— Exercise —
Copy out all of the material exactly.
== Data block
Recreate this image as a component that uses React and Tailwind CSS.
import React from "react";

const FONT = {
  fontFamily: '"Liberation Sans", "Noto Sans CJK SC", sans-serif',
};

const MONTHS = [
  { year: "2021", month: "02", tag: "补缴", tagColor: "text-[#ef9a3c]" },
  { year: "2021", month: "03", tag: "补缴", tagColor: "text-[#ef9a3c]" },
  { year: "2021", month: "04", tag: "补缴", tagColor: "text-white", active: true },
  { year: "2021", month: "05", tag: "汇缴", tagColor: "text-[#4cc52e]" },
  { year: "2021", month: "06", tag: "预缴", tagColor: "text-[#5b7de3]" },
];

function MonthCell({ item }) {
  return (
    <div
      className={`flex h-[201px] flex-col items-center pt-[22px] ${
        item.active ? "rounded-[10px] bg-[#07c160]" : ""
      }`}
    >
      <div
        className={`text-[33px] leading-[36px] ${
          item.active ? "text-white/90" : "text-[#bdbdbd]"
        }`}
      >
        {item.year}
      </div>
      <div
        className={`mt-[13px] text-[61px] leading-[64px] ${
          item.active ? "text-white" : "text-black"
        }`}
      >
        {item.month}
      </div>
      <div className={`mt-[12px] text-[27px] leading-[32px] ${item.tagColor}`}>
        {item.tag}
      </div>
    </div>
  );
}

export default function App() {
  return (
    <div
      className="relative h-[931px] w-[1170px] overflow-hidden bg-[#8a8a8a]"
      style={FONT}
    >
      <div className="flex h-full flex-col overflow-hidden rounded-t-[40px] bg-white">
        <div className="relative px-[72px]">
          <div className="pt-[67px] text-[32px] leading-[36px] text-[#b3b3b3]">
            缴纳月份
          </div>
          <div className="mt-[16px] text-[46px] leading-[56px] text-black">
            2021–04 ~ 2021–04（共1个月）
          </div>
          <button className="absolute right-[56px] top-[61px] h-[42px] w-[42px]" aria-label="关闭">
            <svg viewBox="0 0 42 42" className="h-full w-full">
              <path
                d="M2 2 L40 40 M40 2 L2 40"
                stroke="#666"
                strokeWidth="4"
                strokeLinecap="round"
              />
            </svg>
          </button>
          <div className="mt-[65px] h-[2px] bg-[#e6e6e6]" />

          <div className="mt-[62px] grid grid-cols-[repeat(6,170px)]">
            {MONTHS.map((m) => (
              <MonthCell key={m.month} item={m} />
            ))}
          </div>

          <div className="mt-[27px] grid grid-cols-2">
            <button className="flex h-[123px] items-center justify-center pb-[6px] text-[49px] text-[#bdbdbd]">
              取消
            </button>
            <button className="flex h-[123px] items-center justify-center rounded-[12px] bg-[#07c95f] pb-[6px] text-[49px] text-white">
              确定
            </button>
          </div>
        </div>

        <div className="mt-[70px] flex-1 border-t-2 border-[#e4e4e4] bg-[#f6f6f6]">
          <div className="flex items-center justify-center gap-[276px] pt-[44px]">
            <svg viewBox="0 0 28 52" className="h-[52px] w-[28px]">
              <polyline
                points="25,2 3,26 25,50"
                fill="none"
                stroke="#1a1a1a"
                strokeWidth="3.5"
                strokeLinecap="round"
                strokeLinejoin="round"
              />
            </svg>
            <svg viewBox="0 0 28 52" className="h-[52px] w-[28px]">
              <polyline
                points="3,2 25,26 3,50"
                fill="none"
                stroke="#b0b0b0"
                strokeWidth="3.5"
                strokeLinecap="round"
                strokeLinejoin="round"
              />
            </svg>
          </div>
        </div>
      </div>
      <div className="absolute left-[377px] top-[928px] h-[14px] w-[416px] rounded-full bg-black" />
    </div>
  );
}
====
— Complete output —
Recreate this image as a component that uses React and Tailwind CSS.
import React from "react";

const FONT = {
  fontFamily: '"Liberation Sans", "Noto Sans CJK SC", sans-serif',
};

const MONTHS = [
  { year: "2021", month: "02", tag: "补缴", tagColor: "text-[#ef9a3c]" },
  { year: "2021", month: "03", tag: "补缴", tagColor: "text-[#ef9a3c]" },
  { year: "2021", month: "04", tag: "补缴", tagColor: "text-white", active: true },
  { year: "2021", month: "05", tag: "汇缴", tagColor: "text-[#4cc52e]" },
  { year: "2021", month: "06", tag: "预缴", tagColor: "text-[#5b7de3]" },
];

function MonthCell({ item }) {
  return (
    <div
      className={`flex h-[201px] flex-col items-center pt-[22px] ${
        item.active ? "rounded-[10px] bg-[#07c160]" : ""
      }`}
    >
      <div
        className={`text-[33px] leading-[36px] ${
          item.active ? "text-white/90" : "text-[#bdbdbd]"
        }`}
      >
        {item.year}
      </div>
      <div
        className={`mt-[13px] text-[61px] leading-[64px] ${
          item.active ? "text-white" : "text-black"
        }`}
      >
        {item.month}
      </div>
      <div className={`mt-[12px] text-[27px] leading-[32px] ${item.tagColor}`}>
        {item.tag}
      </div>
    </div>
  );
}

export default function App() {
  return (
    <div
      className="relative h-[931px] w-[1170px] overflow-hidden bg-[#8a8a8a]"
      style={FONT}
    >
      <div className="flex h-full flex-col overflow-hidden rounded-t-[40px] bg-white">
        <div className="relative px-[72px]">
          <div className="pt-[67px] text-[32px] leading-[36px] text-[#b3b3b3]">
            缴纳月份
          </div>
          <div className="mt-[16px] text-[46px] leading-[56px] text-black">
            2021–04 ~ 2021–04（共1个月）
          </div>
          <button className="absolute right-[56px] top-[61px] h-[42px] w-[42px]" aria-label="关闭">
            <svg viewBox="0 0 42 42" className="h-full w-full">
              <path
                d="M2 2 L40 40 M40 2 L2 40"
                stroke="#666"
                strokeWidth="4"
                strokeLinecap="round"
              />
            </svg>
          </button>
          <div className="mt-[65px] h-[2px] bg-[#e6e6e6]" />

          <div className="mt-[62px] grid grid-cols-[repeat(6,170px)]">
            {MONTHS.map((m) => (
              <MonthCell key={m.month} item={m} />
            ))}
          </div>

          <div className="mt-[27px] grid grid-cols-2">
            <button className="flex h-[123px] items-center justify-center pb-[6px] text-[49px] text-[#bdbdbd]">
              取消
            </button>
            <button className="flex h-[123px] items-center justify-center rounded-[12px] bg-[#07c95f] pb-[6px] text-[49px] text-white">
              确定
            </button>
          </div>
        </div>

        <div className="mt-[70px] flex-1 border-t-2 border-[#e4e4e4] bg-[#f6f6f6]">
          <div className="flex items-center justify-center gap-[276px] pt-[44px]">
            <svg viewBox="0 0 28 52" className="h-[52px] w-[28px]">
              <polyline
                points="25,2 3,26 25,50"
                fill="none"
                stroke="#1a1a1a"
                strokeWidth="3.5"
                strokeLinecap="round"
                strokeLinejoin="round"
              />
            </svg>
            <svg viewBox="0 0 28 52" className="h-[52px] w-[28px]">
              <polyline
                points="3,2 25,26 3,50"
                fill="none"
                stroke="#b0b0b0"
                strokeWidth="3.5"
                strokeLinecap="round"
                strokeLinejoin="round"
              />
            </svg>
          </div>
        </div>
      </div>
      <div className="absolute left-[377px] top-[928px] h-[14px] w-[416px] rounded-full bg-black" />
    </div>
  );
}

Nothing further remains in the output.